Entre a gestão do blogue, o lançamento de livros, os cursos, a televisão, não sente que se tornou um pouco empresária?
Considero-me uma empreendedora, no sentido em que promovo as minhas ações, faço os contatos, negoceio as condições. Ou seja, não me restrinjo às atividades que o blogue me propicia, faço o meu caminho.

Voltemos à cozinha, que ingredientes não dispensa na hora de criar?
O azeite, o pão, o alho e a cebola, o arroz, as ervas aromáticas, o tomate. Estes estão sempre na minha cozinha. É claro que estamos a falar de uma realidade muito grande. É difícil categorizar. Por exemplo, há legumes que adoro assados no forno. Sendo assados ganham um excelente sabor caramelizado.
E, pelo contrário, um ingrediente com o qual embirre em particular?
Confesso que a Sálvia me desagradou aquando da primeira utilização. Numa viagem que fiz a Itália comi Sálvia frita com tortellini. Todo um mundo se abriu. Acabei por descobrir Sálvia em pó. Não perco a cabeça por este ingrediente, mas já o vou utilizando. Outro ingrediente que aprendi a gostar é a beringela. Também não tinha uma relação muito simpática. Uma vez mais Itália mudou a minha perspetiva. Julgo que tudo parte da abordagem que fazemos ao alimento.
Já percebemos que tem paixão pela cozinha portuguesa e italiana. Que outras cozinhas a cativam?
A cozinha indiana, com os seus caris, as misturas de especiarias. Também um pouco a Tailandesa, com a sua mistura de legumes. Mas, acima de tudo, a cozinha portuguesa e os ingredientes que definem a mesa mediterrânica.
Passarem dez anos, presumo que a Isabel queira mais dez anos de vida para o seu blogue. Quer partilhar connosco alguns dos seus passos futuros?
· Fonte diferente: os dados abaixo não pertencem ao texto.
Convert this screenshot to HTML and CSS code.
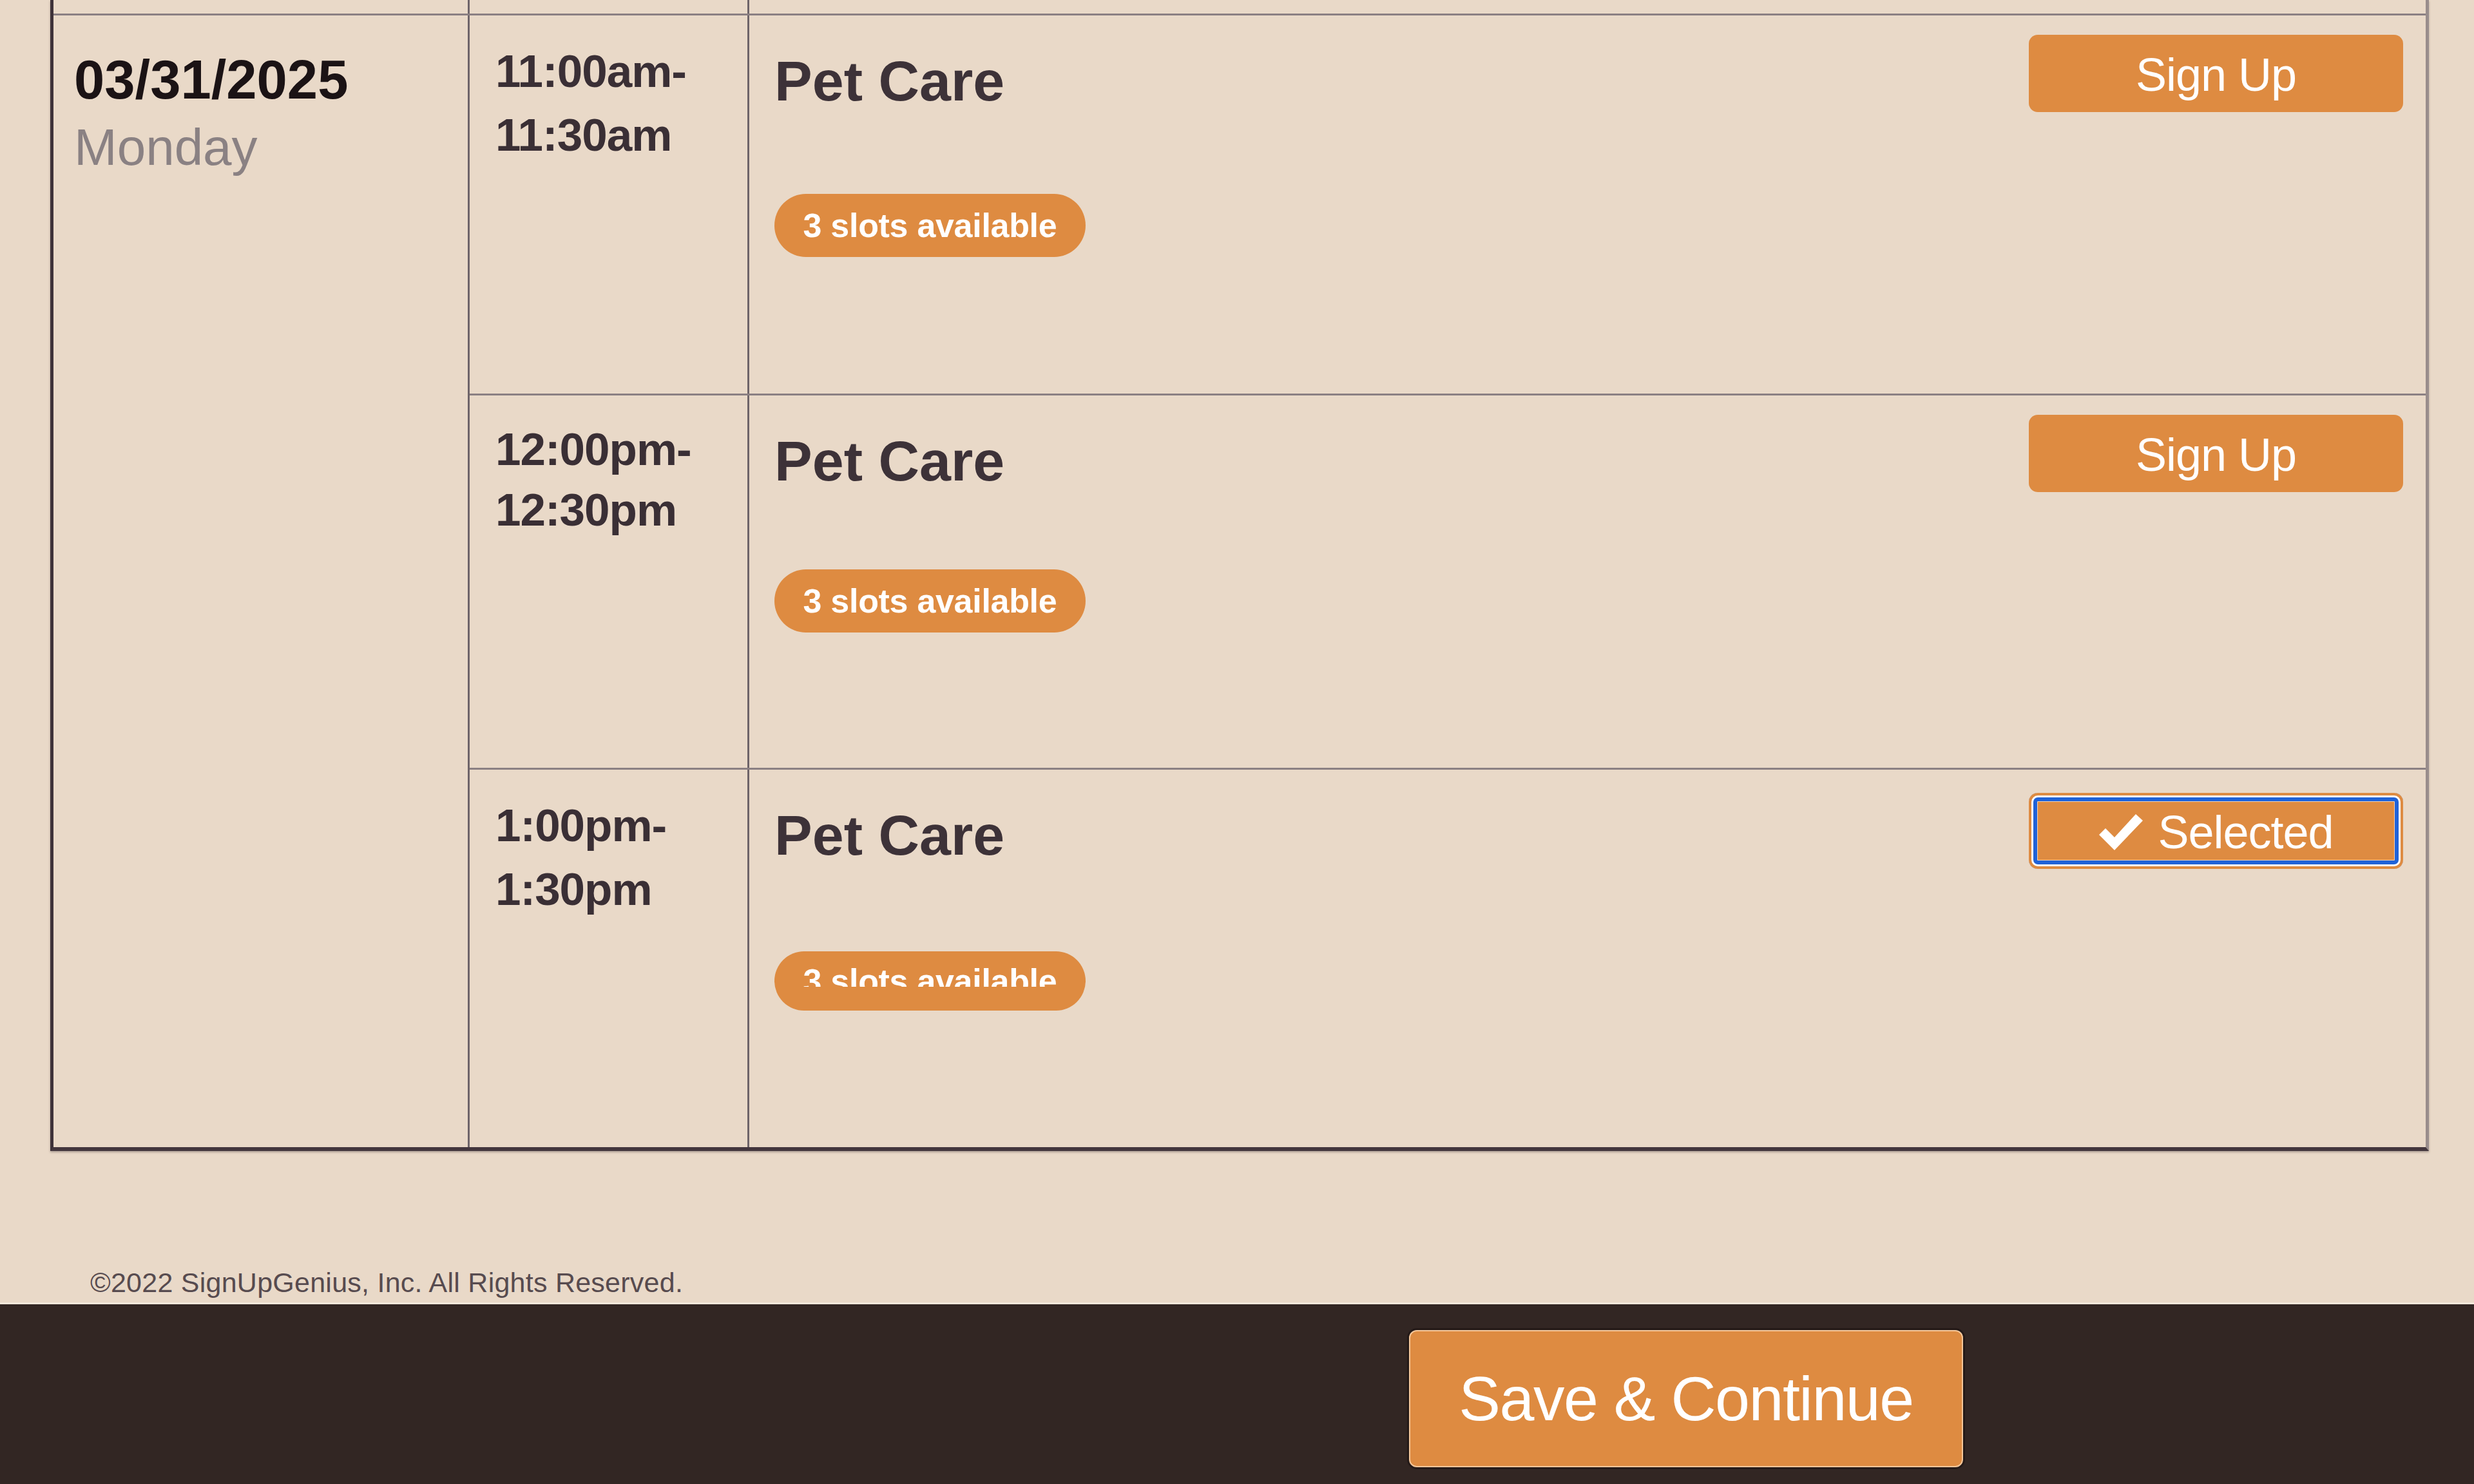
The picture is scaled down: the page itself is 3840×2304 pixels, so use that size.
FILE: index.html
```html
<!DOCTYPE html>
<html lang="en">
<head>
<meta charset="utf-8">
<title>Sign Up - Pet Care</title>
<link rel="stylesheet" href="styles.css">
</head>
<body>
<div class="page">
  <div class="sheet">
    <div class="prev-row">
      <div class="prev-cell prev-date"></div>
      <div class="prev-cell prev-time"></div>
      <div class="prev-cell prev-event"></div>
    </div>
    <div class="day">
      <div class="date-cell">
        <div class="date">03/31/2025</div>
        <div class="weekday">Monday</div>
      </div>
      <div class="slots">
        <div class="slot slot-1">
          <div class="time">11:00am-<br>11:30am</div>
          <div class="event">
            <div class="event-info">
              <div class="event-title">Pet Care</div>
              <span class="badge"><span class="badge-text">3 slots available</span></span>
            </div>
            <button class="btn-signup" type="button">Sign Up</button>
          </div>
        </div>
        <div class="slot slot-2">
          <div class="time time-tight">12:00pm-<br>12:30pm</div>
          <div class="event">
            <div class="event-info">
              <div class="event-title">Pet Care</div>
              <span class="badge badge-up"><span class="badge-text">3 slots available</span></span>
            </div>
            <button class="btn-signup" type="button">Sign Up</button>
          </div>
        </div>
        <div class="slot slot-3">
          <div class="time">1:00pm-<br>1:30pm</div>
          <div class="event">
            <div class="event-info">
              <div class="event-title">Pet Care</div>
              <span class="badge badge-short"><span class="badge-text badge-clipped">3 slots available</span></span>
            </div>
            <button class="btn-signup btn-selected" type="button">
              <svg class="check" viewBox="0 0 70 58" width="70" height="58" aria-hidden="true">
                <path d="M1 33 L11 23 L25 37 L58 1 L69 11 L25 57 Z" fill="#ffffff"/>
              </svg>
              <span>Selected</span>
            </button>
          </div>
        </div>
      </div>
    </div>
  </div>
  <div class="copyright">©2022 SignUpGenius, Inc. All Rights Reserved.</div>
  <div class="footer">
    <button class="btn-save" type="button">Save &amp; Continue</button>
  </div>
</div>
</body>
</html>
```

FILE: styles.css
```css
* {
  box-sizing: border-box;
}

html,
body {
  margin: 0;
  padding: 0;
}

body {
  background: #e9d9c8;
  font-family: "Liberation Sans", Arial, Helvetica, sans-serif;
  width: 3840px;
  height: 2304px;
  overflow: hidden;
}

.page {
  display: flex;
  flex-direction: column;
  height: 2304px;
}

/* ---------- table ---------- */
.sheet {
  margin-left: 78px;
  width: 3692px;
  border-left: 5px solid #3f333a;
  border-right: 5px solid #998d8c;
  border-bottom: 6px solid #43363d;
  box-shadow: 0 2px 3px rgba(60, 45, 50, 0.35);
}

.prev-row {
  display: grid;
  grid-template-columns: 646px 434px 1fr;
  height: 24px;
  border-bottom: 3px solid #8b8083;
}

.prev-cell {
  border-right: 3px solid #6e6469;
}

.prev-event {
  border-right: none;
}

.day {
  display: grid;
  grid-template-columns: 646px 1fr;
}

.date-cell {
  border-right: 3px solid #6e6469;
  padding: 50px 0 0 32px;
}

.date {
  font-size: 85px;
  font-weight: 700;
  line-height: 100px;
  color: #1b1315;
}

.weekday {
  font-size: 80px;
  line-height: 110px;
  color: #8a8183;
}

.slots {
  display: flex;
  flex-direction: column;
}

.slot {
  display: grid;
  grid-template-columns: 434px 1fr;
  border-bottom: 3px solid #8b8083;
}

.slot-1 {
  height: 590px;
}

.slot-2 {
  height: 581px;
}

.slot-3 {
  height: 586px;
  border-bottom: none;
}

.time {
  border-right: 3px solid #6e6469;
  padding: 37px 0 0 40px;
  font-size: 71px;
  font-weight: 700;
  line-height: 99px;
  letter-spacing: -1px;
  color: #3a2f35;
}

.time-tight {
  line-height: 94px;
}

.event {
  display: flex;
  justify-content: space-between;
  align-items: flex-start;
  padding: 30px 35px 0 39px;
}

.event-info {
  display: flex;
  flex-direction: column;
  align-items: flex-start;
}

.event-title {
  margin-top: 22px;
  font-size: 88px;
  font-weight: 700;
  line-height: 100px;
  color: #3d3238;
}

.badge {
  display: inline-flex;
  align-items: center;
  justify-content: center;
  margin-top: 125px;
  width: 483px;
  height: 98px;
  border-radius: 49px;
  background: #de8b41;
}

.badge-up {
  margin-top: 118px;
}

.badge-short {
  margin-top: 130px;
  height: 92px;
}

.badge-text {
  display: block;
  font-size: 52px;
  font-weight: 700;
  line-height: 52px;
  letter-spacing: -0.3px;
  color: #ffffff;
}

.badge-clipped {
  clip-path: inset(0 0 17px 0);
}

.btn-signup {
  display: flex;
  align-items: center;
  justify-content: center;
  width: 581px;
  height: 120px;
  padding: 3px 0 0;
  border: none;
  border-radius: 14px;
  background: #de8b41;
  color: #ffffff;
  font-family: "Liberation Sans", Arial, Helvetica, sans-serif;
  font-size: 72px;
  letter-spacing: -1px;
  cursor: pointer;
}

.btn-selected {
  margin-top: 6px;
  height: 118px;
  gap: 22px;
  box-shadow:
    inset 0 0 0 4px #de8b41,
    inset 0 0 0 7px #ffffff,
    inset 0 0 0 13px #1f62d8,
    inset 0 0 0 14px #f3d3b3;
}

.check {
  display: block;
  width: 70px;
  height: 58px;
}

/* ---------- footer ---------- */
.copyright {
  margin-top: 179px;
  padding-left: 140px;
  font-size: 43px;
  line-height: 50px;
  letter-spacing: 0.25px;
  color: #574b4f;
}

.footer {
  flex: 0 0 282px;
  margin-top: auto;
  display: flex;
  justify-content: flex-end;
  align-items: flex-start;
  padding: 40px 793px 0 0;
  background: #322623;
  border-top: 3px solid #f3e7da;
}

.btn-save {
  width: 860px;
  height: 213px;
  padding: 0;
  border: 2px solid #f5c79a;
  border-radius: 12px;
  background: #de8b41;
  color: #ffffff;
  font-family: "Liberation Sans", Arial, Helvetica, sans-serif;
  font-size: 97px;
  letter-spacing: -1.5px;
  box-shadow: 0 0 0 3px #241a18;
  cursor: pointer;
}
```
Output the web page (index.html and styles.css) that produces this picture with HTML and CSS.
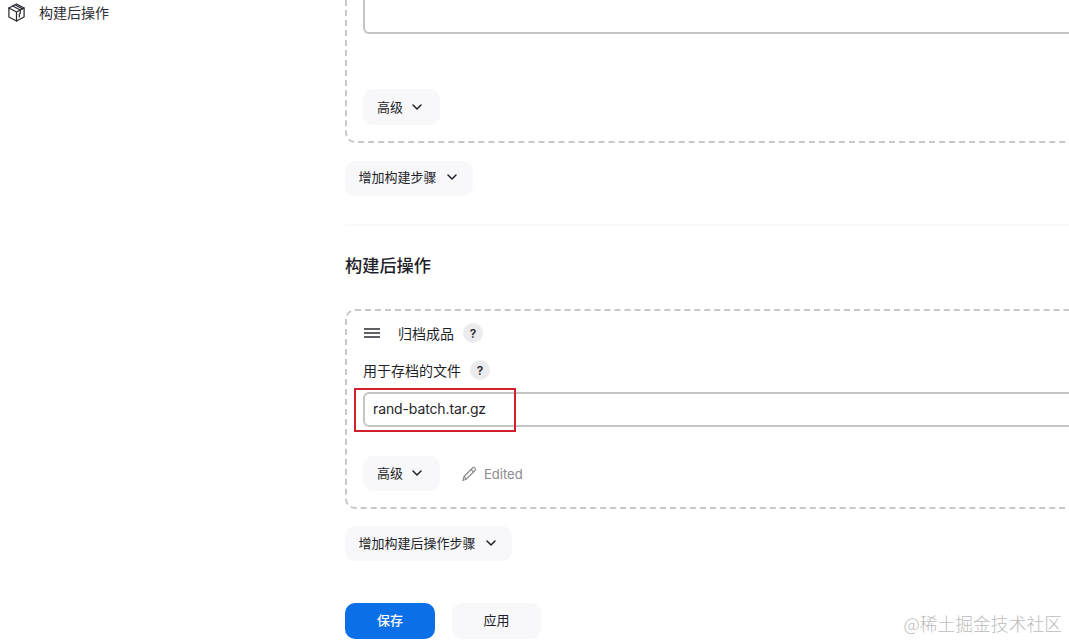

Confesso que gostaria muito de prolongar esta colaboração na televisão. Gostava de continuar a escrever para órgãos de comunicação social. Também pretendo continuar os workshops. O ano passado comecei um trabalho interessante com crianças integradas no espaço biblioteca. Isto, à volta dos livros. Neste caso alargando o âmbito e não me cingindo a obras de gastronomia, embora o elemento comida acabe por estar presente. No fundo trata-se de passar experiências.